_Information supplied:_
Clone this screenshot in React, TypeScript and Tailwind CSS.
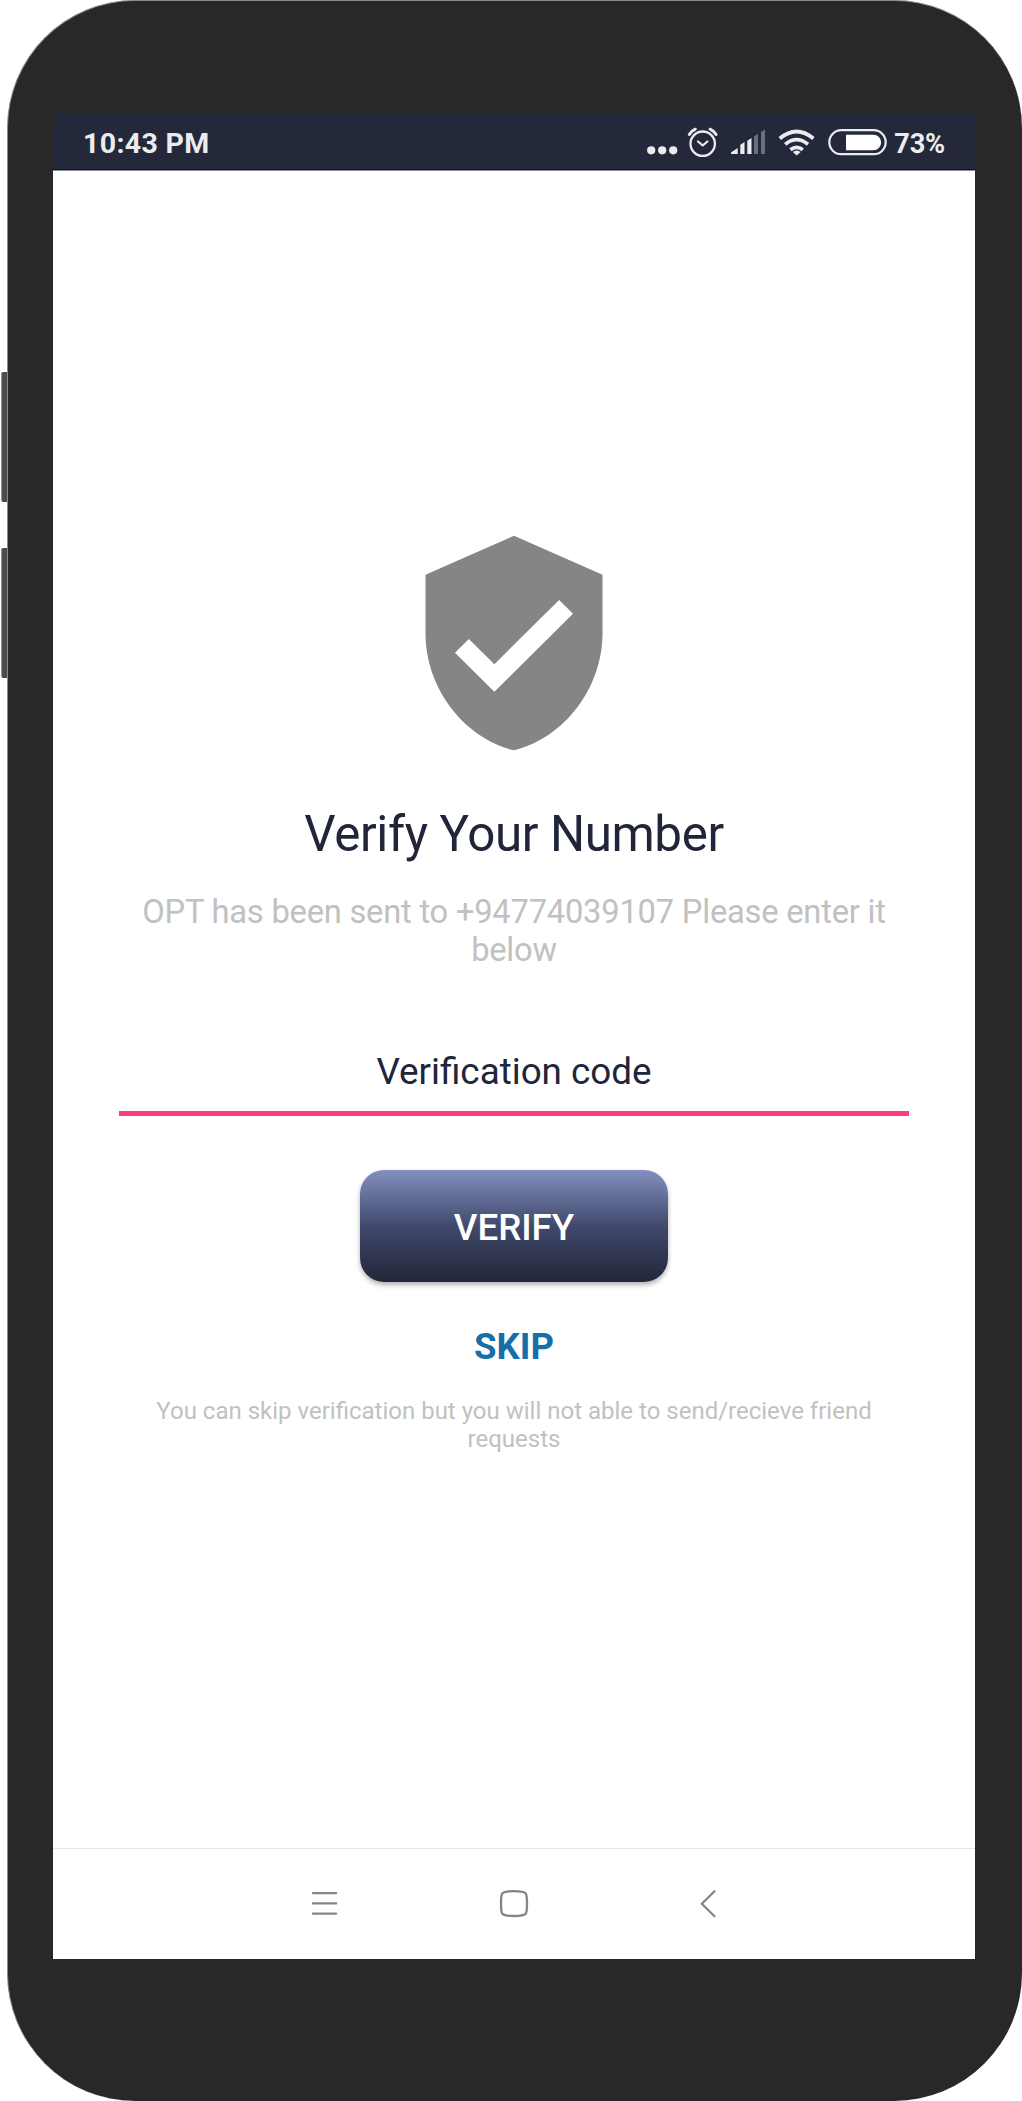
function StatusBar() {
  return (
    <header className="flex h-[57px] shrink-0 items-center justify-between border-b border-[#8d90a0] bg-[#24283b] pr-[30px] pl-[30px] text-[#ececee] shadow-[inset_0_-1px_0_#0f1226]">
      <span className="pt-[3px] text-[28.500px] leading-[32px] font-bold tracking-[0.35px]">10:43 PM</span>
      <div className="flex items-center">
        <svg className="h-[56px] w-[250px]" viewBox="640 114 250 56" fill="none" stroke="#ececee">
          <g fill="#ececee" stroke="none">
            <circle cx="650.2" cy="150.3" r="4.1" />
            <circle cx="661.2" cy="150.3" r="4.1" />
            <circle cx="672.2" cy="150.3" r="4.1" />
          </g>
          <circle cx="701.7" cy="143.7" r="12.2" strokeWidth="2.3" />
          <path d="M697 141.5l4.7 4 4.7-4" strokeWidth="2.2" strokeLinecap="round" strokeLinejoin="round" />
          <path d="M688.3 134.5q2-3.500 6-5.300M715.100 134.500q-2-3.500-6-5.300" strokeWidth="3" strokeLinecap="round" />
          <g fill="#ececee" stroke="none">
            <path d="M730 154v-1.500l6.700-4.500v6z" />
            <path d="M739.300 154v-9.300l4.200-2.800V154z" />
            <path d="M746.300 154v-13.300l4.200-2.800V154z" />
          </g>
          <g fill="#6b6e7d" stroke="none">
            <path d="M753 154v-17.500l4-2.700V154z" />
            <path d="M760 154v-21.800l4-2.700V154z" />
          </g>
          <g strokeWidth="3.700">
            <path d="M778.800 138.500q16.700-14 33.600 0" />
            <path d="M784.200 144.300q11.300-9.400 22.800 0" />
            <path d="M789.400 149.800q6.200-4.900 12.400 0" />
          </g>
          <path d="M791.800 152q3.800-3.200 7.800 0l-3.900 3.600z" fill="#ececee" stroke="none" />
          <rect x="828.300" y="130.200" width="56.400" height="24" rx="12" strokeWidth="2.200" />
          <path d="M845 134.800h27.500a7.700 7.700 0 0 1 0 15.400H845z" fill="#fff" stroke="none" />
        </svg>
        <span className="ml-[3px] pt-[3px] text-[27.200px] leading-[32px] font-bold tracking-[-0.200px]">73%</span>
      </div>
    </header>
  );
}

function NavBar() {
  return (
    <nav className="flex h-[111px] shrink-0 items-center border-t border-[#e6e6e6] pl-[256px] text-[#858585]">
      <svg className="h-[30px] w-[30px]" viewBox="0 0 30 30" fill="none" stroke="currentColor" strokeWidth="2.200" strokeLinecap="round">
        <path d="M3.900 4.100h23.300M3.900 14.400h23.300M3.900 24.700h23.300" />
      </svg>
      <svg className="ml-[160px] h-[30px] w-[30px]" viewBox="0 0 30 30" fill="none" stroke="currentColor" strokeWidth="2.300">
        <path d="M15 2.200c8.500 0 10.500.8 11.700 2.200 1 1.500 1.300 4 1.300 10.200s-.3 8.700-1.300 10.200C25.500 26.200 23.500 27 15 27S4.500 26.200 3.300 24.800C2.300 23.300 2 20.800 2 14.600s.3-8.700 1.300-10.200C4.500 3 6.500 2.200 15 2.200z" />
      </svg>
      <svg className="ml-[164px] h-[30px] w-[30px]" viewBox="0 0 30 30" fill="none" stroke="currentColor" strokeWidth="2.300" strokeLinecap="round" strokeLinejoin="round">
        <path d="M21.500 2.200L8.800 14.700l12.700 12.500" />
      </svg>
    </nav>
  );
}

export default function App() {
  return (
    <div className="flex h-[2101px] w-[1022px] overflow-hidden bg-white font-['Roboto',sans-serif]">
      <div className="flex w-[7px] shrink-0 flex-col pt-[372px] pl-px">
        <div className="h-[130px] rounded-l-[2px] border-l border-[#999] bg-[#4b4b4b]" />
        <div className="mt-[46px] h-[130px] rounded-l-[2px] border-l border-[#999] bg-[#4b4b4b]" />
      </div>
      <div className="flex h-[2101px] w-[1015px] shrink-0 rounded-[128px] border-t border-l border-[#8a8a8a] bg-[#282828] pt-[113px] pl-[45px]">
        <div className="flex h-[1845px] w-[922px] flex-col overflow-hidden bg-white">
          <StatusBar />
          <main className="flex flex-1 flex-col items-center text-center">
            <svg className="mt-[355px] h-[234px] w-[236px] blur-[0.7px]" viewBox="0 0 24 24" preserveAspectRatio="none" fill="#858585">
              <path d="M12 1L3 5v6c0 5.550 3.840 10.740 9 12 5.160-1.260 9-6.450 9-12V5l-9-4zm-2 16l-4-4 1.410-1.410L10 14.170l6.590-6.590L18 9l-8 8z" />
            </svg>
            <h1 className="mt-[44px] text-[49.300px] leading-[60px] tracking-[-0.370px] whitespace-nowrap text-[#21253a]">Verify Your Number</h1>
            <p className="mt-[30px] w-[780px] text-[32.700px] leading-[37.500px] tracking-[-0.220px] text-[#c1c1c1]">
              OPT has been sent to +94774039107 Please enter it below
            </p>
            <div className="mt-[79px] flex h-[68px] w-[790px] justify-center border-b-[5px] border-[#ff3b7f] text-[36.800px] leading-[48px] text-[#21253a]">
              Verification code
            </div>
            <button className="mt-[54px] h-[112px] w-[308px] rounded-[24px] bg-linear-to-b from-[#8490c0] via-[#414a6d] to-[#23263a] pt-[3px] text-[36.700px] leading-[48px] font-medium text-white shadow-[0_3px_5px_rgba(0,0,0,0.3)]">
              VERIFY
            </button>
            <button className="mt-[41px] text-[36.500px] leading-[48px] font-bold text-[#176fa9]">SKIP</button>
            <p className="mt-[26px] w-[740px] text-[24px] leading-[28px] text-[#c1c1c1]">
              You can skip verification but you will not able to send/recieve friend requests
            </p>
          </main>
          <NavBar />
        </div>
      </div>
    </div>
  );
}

_Exercise brief:_
Your task is to repeat the material above exactly, without its pictures.

_Task response:_
Clone this screenshot in React, TypeScript and Tailwind CSS.
function StatusBar() {
  return (
    <header className="flex h-[57px] shrink-0 items-center justify-between border-b border-[#8d90a0] bg-[#24283b] pr-[30px] pl-[30px] text-[#ececee] shadow-[inset_0_-1px_0_#0f1226]">
      <span className="pt-[3px] text-[28.500px] leading-[32px] font-bold tracking-[0.35px]">10:43 PM</span>
      <div className="flex items-center">
        <svg className="h-[56px] w-[250px]" viewBox="640 114 250 56" fill="none" stroke="#ececee">
          <g fill="#ececee" stroke="none">
            <circle cx="650.2" cy="150.3" r="4.1" />
            <circle cx="661.2" cy="150.3" r="4.1" />
            <circle cx="672.2" cy="150.3" r="4.1" />
          </g>
          <circle cx="701.7" cy="143.7" r="12.2" strokeWidth="2.3" />
          <path d="M697 141.5l4.7 4 4.7-4" strokeWidth="2.2" strokeLinecap="round" strokeLinejoin="round" />
          <path d="M688.3 134.5q2-3.500 6-5.300M715.100 134.500q-2-3.500-6-5.300" strokeWidth="3" strokeLinecap="round" />
          <g fill="#ececee" stroke="none">
            <path d="M730 154v-1.500l6.700-4.500v6z" />
            <path d="M739.300 154v-9.300l4.200-2.800V154z" />
            <path d="M746.300 154v-13.300l4.200-2.800V154z" />
          </g>
          <g fill="#6b6e7d" stroke="none">
            <path d="M753 154v-17.500l4-2.700V154z" />
            <path d="M760 154v-21.800l4-2.700V154z" />
          </g>
          <g strokeWidth="3.700">
            <path d="M778.800 138.500q16.700-14 33.600 0" />
            <path d="M784.200 144.300q11.300-9.400 22.800 0" />
            <path d="M789.400 149.800q6.200-4.900 12.400 0" />
          </g>
          <path d="M791.800 152q3.800-3.200 7.800 0l-3.900 3.600z" fill="#ececee" stroke="none" />
          <rect x="828.300" y="130.200" width="56.400" height="24" rx="12" strokeWidth="2.200" />
          <path d="M845 134.800h27.500a7.700 7.700 0 0 1 0 15.400H845z" fill="#fff" stroke="none" />
        </svg>
        <span className="ml-[3px] pt-[3px] text-[27.200px] leading-[32px] font-bold tracking-[-0.200px]">73%</span>
      </div>
    </header>
  );
}

function NavBar() {
  return (
    <nav className="flex h-[111px] shrink-0 items-center border-t border-[#e6e6e6] pl-[256px] text-[#858585]">
      <svg className="h-[30px] w-[30px]" viewBox="0 0 30 30" fill="none" stroke="currentColor" strokeWidth="2.200" strokeLinecap="round">
        <path d="M3.900 4.100h23.300M3.900 14.400h23.300M3.900 24.700h23.300" />
      </svg>
      <svg className="ml-[160px] h-[30px] w-[30px]" viewBox="0 0 30 30" fill="none" stroke="currentColor" strokeWidth="2.300">
        <path d="M15 2.200c8.500 0 10.500.8 11.700 2.200 1 1.500 1.300 4 1.300 10.200s-.3 8.700-1.300 10.200C25.500 26.200 23.500 27 15 27S4.500 26.200 3.300 24.800C2.300 23.300 2 20.800 2 14.600s.3-8.700 1.300-10.200C4.500 3 6.500 2.200 15 2.200z" />
      </svg>
      <svg className="ml-[164px] h-[30px] w-[30px]" viewBox="0 0 30 30" fill="none" stroke="currentColor" strokeWidth="2.300" strokeLinecap="round" strokeLinejoin="round">
        <path d="M21.500 2.200L8.800 14.700l12.700 12.500" />
      </svg>
    </nav>
  );
}

export default function App() {
  return (
    <div className="flex h-[2101px] w-[1022px] overflow-hidden bg-white font-['Roboto',sans-serif]">
      <div className="flex w-[7px] shrink-0 flex-col pt-[372px] pl-px">
        <div className="h-[130px] rounded-l-[2px] border-l border-[#999] bg-[#4b4b4b]" />
        <div className="mt-[46px] h-[130px] rounded-l-[2px] border-l border-[#999] bg-[#4b4b4b]" />
      </div>
      <div className="flex h-[2101px] w-[1015px] shrink-0 rounded-[128px] border-t border-l border-[#8a8a8a] bg-[#282828] pt-[113px] pl-[45px]">
        <div className="flex h-[1845px] w-[922px] flex-col overflow-hidden bg-white">
          <StatusBar />
          <main className="flex flex-1 flex-col items-center text-center">
            <svg className="mt-[355px] h-[234px] w-[236px] blur-[0.7px]" viewBox="0 0 24 24" preserveAspectRatio="none" fill="#858585">
              <path d="M12 1L3 5v6c0 5.550 3.840 10.740 9 12 5.160-1.260 9-6.450 9-12V5l-9-4zm-2 16l-4-4 1.410-1.410L10 14.170l6.590-6.590L18 9l-8 8z" />
            </svg>
            <h1 className="mt-[44px] text-[49.300px] leading-[60px] tracking-[-0.370px] whitespace-nowrap text-[#21253a]">Verify Your Number</h1>
            <p className="mt-[30px] w-[780px] text-[32.700px] leading-[37.500px] tracking-[-0.220px] text-[#c1c1c1]">
              OPT has been sent to +94774039107 Please enter it below
            </p>
            <div className="mt-[79px] flex h-[68px] w-[790px] justify-center border-b-[5px] border-[#ff3b7f] text-[36.800px] leading-[48px] text-[#21253a]">
              Verification code
            </div>
            <button className="mt-[54px] h-[112px] w-[308px] rounded-[24px] bg-linear-to-b from-[#8490c0] via-[#414a6d] to-[#23263a] pt-[3px] text-[36.700px] leading-[48px] font-medium text-white shadow-[0_3px_5px_rgba(0,0,0,0.3)]">
              VERIFY
            </button>
            <button className="mt-[41px] text-[36.500px] leading-[48px] font-bold text-[#176fa9]">SKIP</button>
            <p className="mt-[26px] w-[740px] text-[24px] leading-[28px] text-[#c1c1c1]">
              You can skip verification but you will not able to send/recieve friend requests
            </p>
          </main>
          <NavBar />
        </div>
      </div>
    </div>
  );
}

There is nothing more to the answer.